DO THIS:
Scan the data below for the string "React". Copy every line where it appears.

Saved entries

....

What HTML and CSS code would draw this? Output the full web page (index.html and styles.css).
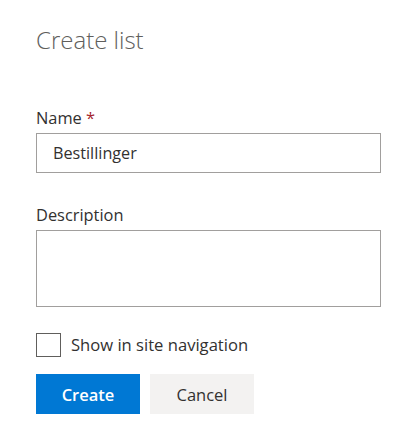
FILE: index.html
```html
<!DOCTYPE html>
<html>
<head>
<meta charset="utf-8">
<link rel="stylesheet" href="styles.css">
</head>
<body>
<div class="panel">
  <h1 class="title">Create list</h1>
  <div class="field field-name">
    <label class="label">Name <span class="req">*</span></label>
    <div class="input">Bestillinger</div>
  </div>
  <div class="field field-desc">
    <label class="label">Description</label>
    <div class="textarea"></div>
  </div>
  <div class="check-row">
    <span class="checkbox"></span>
    <span class="check-label">Show in site navigation</span>
  </div>
  <div class="actions">
    <button class="btn btn-primary">Create</button>
    <button class="btn btn-default">Cancel</button>
  </div>
</div>
</body>
</html>
```

FILE: styles.css
```css
html, body {
  margin: 0;
  padding: 0;
  background: #ffffff;
}
body {
  font-family: "Open Sans", "Noto Sans", sans-serif;
  color: #323130;
}
.panel {
  padding: 24px 35px 0 36px;
  display: flex;
  flex-direction: column;
}
.title {
  margin: 0;
  font-size: 24px;
  font-weight: 300;
  line-height: 32px;
  color: #605e5c;
}
.field-name {
  margin-top: 51px;
}
.field-desc {
  margin-top: 31px;
}
.label {
  display: block;
  font-size: 16.4px;
  line-height: 22px;
  margin-bottom: 4px;
}
.req {
  color: #a4262c;
}
.input {
  box-sizing: border-box;
  height: 40px;
  border: 1px solid #a19f9d;
  padding: 0 16px;
  font-size: 16.2px;
  line-height: 38px;
}
.textarea {
  box-sizing: border-box;
  height: 77px;
  border: 1px solid #a19f9d;
}
.check-row {
  display: flex;
  align-items: center;
  gap: 10px;
  margin-top: 26px;
}
.checkbox {
  box-sizing: border-box;
  width: 25px;
  height: 24px;
  border: 1px solid #605e5c;
}
.check-label {
  font-size: 16.6px;
  line-height: 24px;
}
.actions {
  display: flex;
  gap: 10px;
  margin-top: 17px;
}
.btn {
  width: 104px;
  height: 40px;
  border: none;
  font-family: inherit;
  font-size: 16.5px;
  font-weight: 600;
  padding: 0;
}
.btn-primary {
  background: #0078d4;
  color: #ffffff;
}
.btn-default {
  background: #f3f2f1;
  color: #323130;
  font-weight: 500;
}
```
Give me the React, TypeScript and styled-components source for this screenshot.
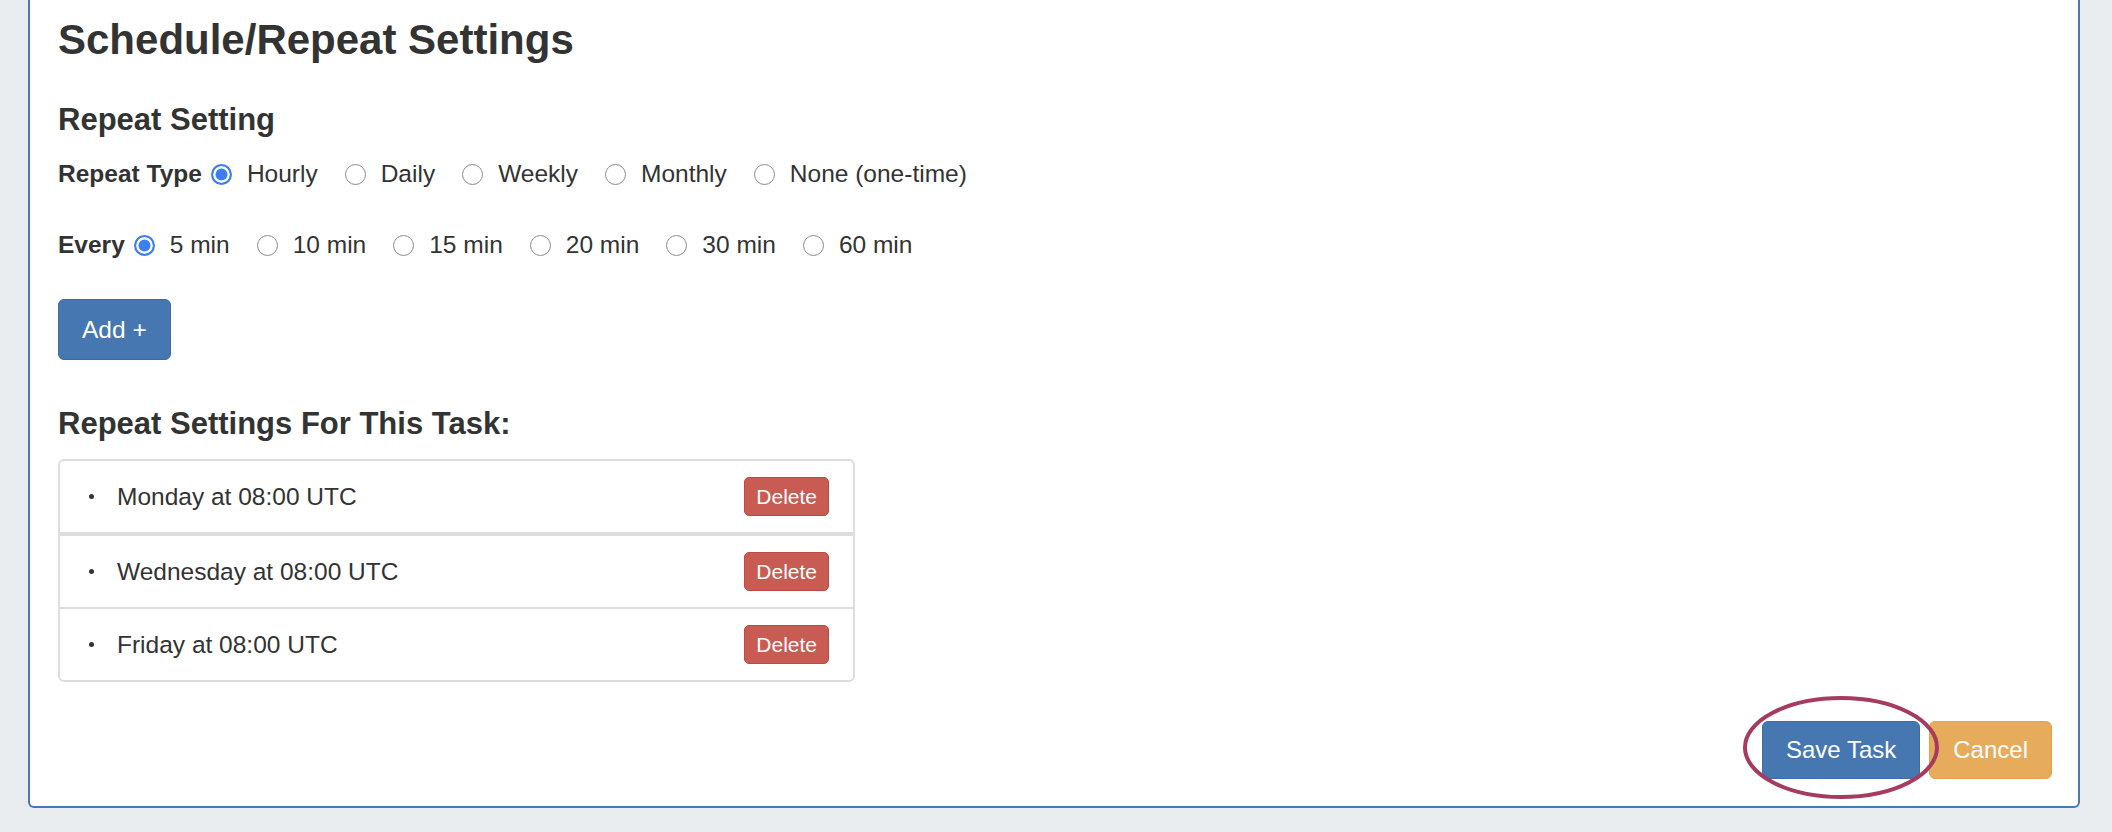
import React from "react";
import styled, { createGlobalStyle } from "styled-components";

const GlobalStyle = createGlobalStyle`
  html, body { margin: 0; padding: 0; background: #e9edf0; }
  body {
    font-family: "Liberation Sans", Arial, Helvetica, sans-serif;
    color: #333;
  }
  * { box-sizing: border-box; }
`;

const Page = styled.div`
  min-height: 832px;
  padding: 0 32px 24px 28px;
  background: #e9edf0;
`;

const Panel = styled.section`
  background: #fff;
  border: 2px solid #4a78b2;
  border-top: none;
  border-radius: 0 0 6px 6px;
  padding: 0 26px 27px 28px;
  display: flex;
  flex-direction: column;
  align-items: flex-start;
`;

const Title = styled.h1`
  margin: 19px 0 0;
  font-size: 42px;
  line-height: 42px;
  font-weight: 700;
  color: #333;
`;

const SectionTitle = styled.h2<{ $gap: number }>`
  margin: ${(p) => p.$gap}px 0 0;
  font-size: 31px;
  line-height: 31px;
  font-weight: 700;
  color: #333;
`;

const OptionRow = styled.div<{ $gap: number }>`
  display: flex;
  align-items: center;
  height: 28px;
  margin-top: ${(p) => p.$gap}px;
  font-size: 24.5px;
  line-height: 28px;
  color: #333;
`;

const RowLabel = styled.span`
  font-weight: 700;
  margin-right: 9px;
`;

const Option = styled.label`
  display: inline-flex;
  align-items: center;
  margin-right: 27px;
  &:last-child { margin-right: 0; }
`;

const Radio = styled.span<{ $checked?: boolean }>`
  flex: none;
  width: 21px;
  height: 21px;
  margin-right: 15px;
  border-radius: 50%;
  ${(p) =>
    p.$checked
      ? `border: 2px solid #3b7ff2; background: #3b7ff2; box-shadow: inset 0 0 0 2.5px #fff;`
      : `border: 1.5px solid #8a8a8a; background: #fff;`}
`;

const AddButton = styled.button`
  margin-top: 40px;
  height: 61px;
  padding: 0 23px;
  font-family: inherit;
  font-size: 24.5px;
  color: #fff;
  background: #4677b0;
  border: 1px solid #3e6ca4;
  border-radius: 6px;
`;

const List = styled.ul`
  margin: 20px 0 0;
  padding: 0;
  list-style: none;
  width: 797px;
  border: 2px solid #dddddd;
  border-radius: 6px;
`;

const ListItem = styled.li<{ $sep: number }>`
  display: flex;
  align-items: center;
  height: ${(p) => 71 + p.$sep}px;
  padding: 0 24px 0 29px;
  border-bottom: ${(p) => p.$sep}px solid #dddddd;
  font-size: 24.5px;
  color: #333;
`;

const Bullet = styled.span`
  flex: none;
  width: 5px;
  height: 5px;
  border-radius: 50%;
  background: #333;
  margin-right: 23px;
`;

const ItemText = styled.span`
  flex: 1;
`;

const DeleteButton = styled.button`
  height: 39px;
  padding: 0 11px;
  font-family: inherit;
  font-size: 21px;
  color: #fff;
  background: #c85c53;
  border: 1px solid #bc4a42;
  border-radius: 5px;
`;

const Footer = styled.div`
  align-self: stretch;
  display: flex;
  justify-content: flex-end;
  gap: 9px;
  margin-top: 39px;
`;

const ActionButton = styled.button<{ $variant: "primary" | "warning" }>`
  height: 58px;
  padding: 0 23px;
  font-family: inherit;
  font-size: 24px;
  color: #fff;
  border-radius: 6px;
  background: ${(p) => (p.$variant === "primary" ? "#4677b0" : "#e6ac5b")};
  border: 1px solid ${(p) => (p.$variant === "primary" ? "#3e6ca4" : "#e2a24e")};
`;

const Highlight = styled.span`
  position: relative;
  display: inline-flex;
`;

const Annotation = styled.svg`
  position: absolute;
  left: -19px;
  top: -25px;
  width: 196px;
  height: 103px;
  overflow: visible;
  pointer-events: none;
  z-index: 2;
`;

const typeOptions = ["Hourly", "Daily", "Weekly", "Monthly", "None (one-time)"];
const everyOptions = ["5 min", "10 min", "15 min", "20 min", "30 min", "60 min"];
const entries = [
  { text: "Monday at 08:00 UTC", sep: 4 },
  { text: "Wednesday at 08:00 UTC", sep: 2 },
  { text: "Friday at 08:00 UTC", sep: 0 },
];

export default function App() {
  return (
    <>
      <GlobalStyle />
      <Page>
        <Panel>
          <Title>Schedule/Repeat Settings</Title>
          <SectionTitle $gap={43}>Repeat Setting</SectionTitle>
          <OptionRow $gap={25}>
            <RowLabel>Repeat Type</RowLabel>
            {typeOptions.map((o, i) => (
              <Option key={o}>
                <Radio $checked={i === 0} />
                {o}
              </Option>
            ))}
          </OptionRow>
          <OptionRow $gap={43}>
            <RowLabel>Every</RowLabel>
            {everyOptions.map((o, i) => (
              <Option key={o}>
                <Radio $checked={i === 0} />
                {o}
              </Option>
            ))}
          </OptionRow>
          <AddButton>Add +</AddButton>
          <SectionTitle $gap={48}>Repeat Settings For This Task:</SectionTitle>
          <List>
            {entries.map((e) => (
              <ListItem key={e.text} $sep={e.sep}>
                <Bullet />
                <ItemText>{e.text}</ItemText>
                <DeleteButton>Delete</DeleteButton>
              </ListItem>
            ))}
          </List>
          <Footer>
            <Highlight>
              <ActionButton $variant="primary">Save Task</ActionButton>
              <Annotation viewBox="0 0 196 103">
                <ellipse
                  cx="98"
                  cy="51.5"
                  rx="96"
                  ry="49.5"
                  fill="none"
                  stroke="#a63a5f"
                  strokeWidth="4"
                />
              </Annotation>
            </Highlight>
            <ActionButton $variant="warning">Cancel</ActionButton>
          </Footer>
        </Panel>
      </Page>
    </>
  );
}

....

FINAL ANSWER:
Give me the React, TypeScript and styled-components source for this screenshot.
import React from "react";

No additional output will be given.